Proxy — Art Technology Group, Inc.
 
The Board of Directors Of Art Technology Group, Inc. Is Soliciting This Proxy
The undersigned owns shares of common stock of Art Technology Group, Inc. (the “Company”). The Company’s 2010 Annual Meeting of Stockholders will be held on Monday, May 24, 2010 beginning at 10:00 a.m., local time, at Le Méridien Cambridge - MIT, 20 Sidney St., Cambridge, MA 02139. The undersigned appoints each of Robert D. Burke and Julie M.B. Bradley acting singly, with the power of substitution to each, as attorney, agent and proxy to vote all shares of common stock that the undersigned is entitled to vote, at the meeting and at any adjournment or postponement of the meeting.

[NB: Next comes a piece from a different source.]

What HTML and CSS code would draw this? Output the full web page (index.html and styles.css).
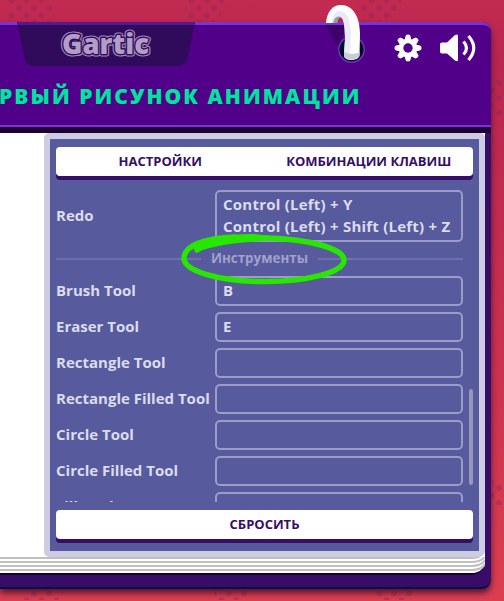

The individuals named above will vote these shares as directed by the undersigned on this proxy.
IF NO PROPER VOTING INSTRUCTIONS ARE GIVEN, THE INDIVIDUALS NAMED ABOVE WILL VOTE THE SHARES OF THE UNDERSIGNED FOR THE ELECTION OF THE NOMINEES LISTED ON THE REVERSE SIDE OF THIS PROXY AS DIRECTOR OF THE COMPANY AND FOR THE RATIFICATION OF INDEPENDENT REGISTERED PUBLIC ACCOUNTING FIRM AND FOR THE AMENDMENT AND RESTATEMENT OF OUR 1996 STOCK OPTION PLAN.
If any other matters are properly presented for consideration at the meeting, the individuals named above will have the discretion to vote these shares on those matters.